Dear Friends In Christ,

Marriage is a wonderful school of all the Christian virtues, witnessing to both children and those outside the family of what Christ came to sow: a love and self-giving that can transform the world.

A number of studies have been done trying to discern what behaviors in couples that create a strong marriage and can prevent divorce. Interestingly, the way couples communicate (or don’t communicate), fight (or avoid fighting), handle finances, and engage in physical intimacy do not help predict the future outcome of their marriage. The only behavior that researchers find that can consistently predict that a couple will stick together is going to church together as a family each Sunday (actually this is true for Protestants and Jews as well).

When doing marriage preparation here at St. Mary of the Angels, I often mention this to the engaged couple and ask them why they think this may be. I get a number a good responses: going to Mass is something they can do together regularly, it reinforces shared values, etc. Those are good observations but I don’t find them sufficient to explain the result of a lasting marriage.
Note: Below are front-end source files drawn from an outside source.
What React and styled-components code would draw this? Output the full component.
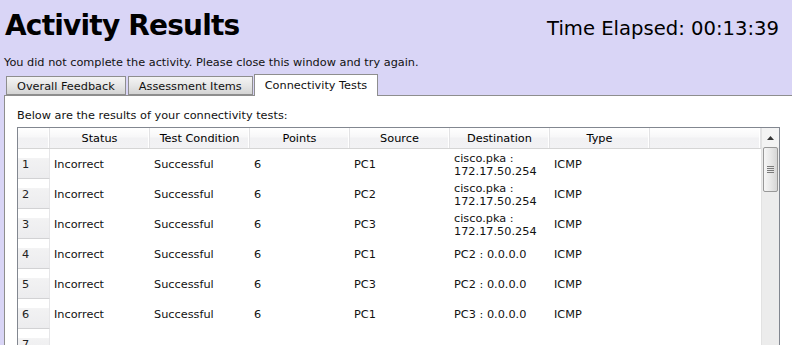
import React from 'react';
import styled, { createGlobalStyle } from 'styled-components';

const GlobalStyle = createGlobalStyle`
    html, body {
        margin: 0;
        padding: 0;
        overflow: hidden;
    }
    body {
        background: #d9d5f6;
        font-family: "DejaVu Sans", Verdana, sans-serif;
        color: #111;
    }
`;

const Page = styled.div`
    display: flex;
    flex-direction: column;
    height: 345px;
    overflow: hidden;
`;

const HeaderBar = styled.div`
    display: flex;
    justify-content: space-between;
    align-items: baseline;
    padding: 9px 13px 0 5px;
`;

const Title = styled.h1`
    margin: 0;
    font-size: 28px;
    line-height: 34px;
    font-weight: bold;
    letter-spacing: -0.8px;
    color: #000;
`;

const Timer = styled.div`
    font-size: 19.6px;
    line-height: 24px;
    color: #000;
`;

const Message = styled.div`
    padding: 13px 0 0 4px;
    font-size: 11.3px;
    line-height: 14px;
`;

const TabStrip = styled.div`
    display: flex;
    align-items: flex-end;
    gap: 2px;
    margin: 4px 0 0 6px;
    position: relative;
    z-index: 1;
`;

const Tab = styled.div`
    box-sizing: border-box;
    height: ${p => (p.$active ? '22px' : '19px')};
    margin-bottom: ${p => (p.$active ? '-1px' : '0')};
    margin-left: ${p => (p.$active ? '-1px' : '0')};
    padding: 0 10px;
    display: flex;
    align-items: center;
    font-size: 11.3px;
    border: 1px solid #8e8e8e;
    border-bottom: ${p => (p.$active ? 'none' : '1px solid #8e8e8e')};
    background: ${p => (p.$active ? '#fff' : 'linear-gradient(#f4f4f4, #e6e6e6 50%, #d4d4d4)')};
    padding-top: ${p => (p.$active ? '0' : '1px')};
`;

const Panel = styled.div`
    flex: 1;
    margin: 0 -4px 0 4px;
    background: #fff;
    border-top: 1px solid #8e8e8e;
    border-left: 1px solid #8e8e8e;
    padding: 13px 0 0 12px;
`;

const Intro = styled.div`
    font-size: 11.3px;
    line-height: 14px;
    margin-bottom: 4px;
`;

const GridBox = styled.div`
    width: 763px;
    box-sizing: border-box;
    border: 1px solid #828790;
    display: flex;
`;

const Table = styled.div`
    flex: 1;
    display: flex;
    flex-direction: column;
`;

const Row = styled.div`
    display: grid;
    flex-shrink: 0;
    grid-template-columns: 32px repeat(6, 100px) 1fr;
    height: ${p => (p.$head ? '20px' : '30px')};
    border-bottom: ${p => (p.$head ? '1px solid #d5d5d5' : 'none')};
`;

const HeadCell = styled.div`
    display: flex;
    align-items: center;
    justify-content: center;
    padding-top: 1px;
    font-size: 11.3px;
    color: #000;
    background: linear-gradient(#ffffff, #f7f7f8 45%, #f1f1f3 50%, #f2f2f4);
    border-right: 1px solid #e2e2e4;
    box-shadow: inset -1px 0 0 #fff;
`;

const RowHead = styled.div`
    box-sizing: border-box;
    padding: 2px 4px 0;
    display: flex;
    align-items: center;
    font-size: 11.3px;
    color: #222;
    background: linear-gradient(#fff 0%, #fff 30%, #f2f2f3 33%, #ececee 100%);
    border-bottom: 1px solid #d2d2d4;
    border-right: 1px solid #e6e6e8;
`;

const Cell = styled.div`
    padding: 3px 4px 0;
    display: flex;
    align-items: center;
    font-size: 11.3px;
    line-height: 12.5px;
    color: #111;
`;

const ScrollBar = styled.div`
    width: 17px;
    display: flex;
    flex-direction: column;
    background: #ececec;
    border-left: 1px solid #e2e2e2;
`;

const ArrowButton = styled.div`
    height: 19px;
    display: flex;
    align-items: center;
    justify-content: center;
    background: #f3f3f3;
`;

const Thumb = styled.div`
    margin: 0 1px;
    height: 45px;
    box-sizing: border-box;
    border: 1px solid #989898;
    border-radius: 2px;
    background: linear-gradient(to right, #f6f6f6, #e8e8e8 50%, #d6d6d6);
    display: flex;
    align-items: center;
    justify-content: center;
`;

const TABS = ['Overall Feedback', 'Assessment Items', 'Connectivity Tests'];
const COLUMNS = ['Status', 'Test Condition', 'Points', 'Source', 'Destination', 'Type'];
const RESULTS = [
    ['Incorrect', 'Successful', '6', 'PC1', 'cisco.pka : 172.17.50.254', 'ICMP'],
    ['Incorrect', 'Successful', '6', 'PC2', 'cisco.pka : 172.17.50.254', 'ICMP'],
    ['Incorrect', 'Successful', '6', 'PC3', 'cisco.pka : 172.17.50.254', 'ICMP'],
    ['Incorrect', 'Successful', '6', 'PC1', 'PC2 : 0.0.0.0', 'ICMP'],
    ['Incorrect', 'Successful', '6', 'PC3', 'PC2 : 0.0.0.0', 'ICMP'],
    ['Incorrect', 'Successful', '6', 'PC1', 'PC3 : 0.0.0.0', 'ICMP'],
    ['', '', '', '', '', ''],
    ['', '', '', '', '', ''],
];

const App = () => {
    return (
        <Page>
            <GlobalStyle />
            <HeaderBar>
                <Title>Activity Results</Title>
                <Timer>Time Elapsed: 00:13:39</Timer>
            </HeaderBar>
            <Message>You did not complete the activity. Please close this window and try again.</Message>
            <TabStrip>
                {TABS.map((t, i) => (
                    <Tab key={t} $active={i === 2}>{t}</Tab>
                ))}
            </TabStrip>
            <Panel>
                <Intro>Below are the results of your connectivity tests:</Intro>
                <GridBox>
                    <Table>
                        <Row $head>
                            <HeadCell />
                            {COLUMNS.map(c => <HeadCell key={c}>{c}</HeadCell>)}
                            <HeadCell />
                        </Row>
                        {RESULTS.map((r, i) => (
                            <Row key={i}>
                                <RowHead>{i + 1}</RowHead>
                                {r.map((v, j) => <Cell key={j}>{v}</Cell>)}
                                <Cell />
                            </Row>
                        ))}
                    </Table>
                    <ScrollBar>
                        <ArrowButton>
                            <svg width="7" height="4" viewBox="0 0 7 4">
                                <path d="M0 4 L3.5 0 L7 4 Z" fill="#333" />
                            </svg>
                        </ArrowButton>
                        <Thumb>
                            <svg width="7" height="7" viewBox="0 0 7 7">
                                <path d="M0 0.5H7M0 2.5H7M0 4.5H7M0 6.5H7" stroke="#7a7a7a" strokeWidth="1" />
                            </svg>
                        </Thumb>
                    </ScrollBar>
                </GridBox>
            </Panel>
        </Page>
    );
};

export default App;
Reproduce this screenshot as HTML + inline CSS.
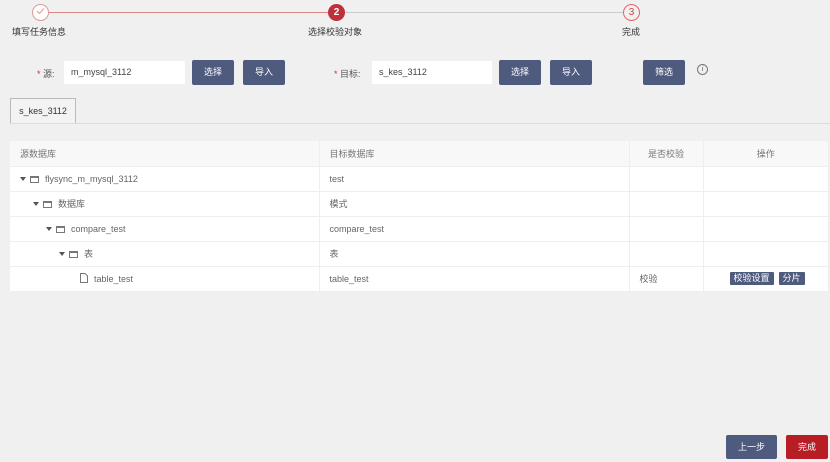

Why I think weekly church attendance is so powerful? Because it shows that the husband and wife are admitting to themselves (and to God) that loving completely another human being with his/her defects “until death do they part” is beyond their human strength. They are admitting that they need God’s help. Perhaps this kicks in for a man when he holds his first child in his arms and can’t believe how much he loves the child. Realizing the responsibility he has to provide the best for his child’s life—whom he loves so much—he finds he has to turn to God for help.

Marriage, a Vocation

The Catholic (the Christian) view of marriage is that it is a vocation, a pathway to holiness and to spreading the Faith to others. The Second Vatican Council made this so clear:

“In connection with [Christ’s] prophetic function is that state of life, which is sanctified by a special sacrament obviously of great importance, namely, married and family life. For where Christianity pervades the entire mode of family life, and gradually transforms it, one will find there both the practice and an excellent school of the lay apostolate. In such a home husbands and wives find their proper vocation in being witnesses of the faith and love of Christ to one another and to their children. The Christian family loudly proclaims both the present virtues of the Kingdom of God and the hope of a blessed life to come. Thus by its example and its witness it accuses the world of sin and enlightens those who seek the truth” (Lumen Gentium, 35; cf. Gaudium et Spes, 48).

One way to live this out is Christian vision of marriage and family as a vocation—besides recommitting to Sunday Mass—is to try to pray together as a couple. Pray also with your children and teach them to pray on their own.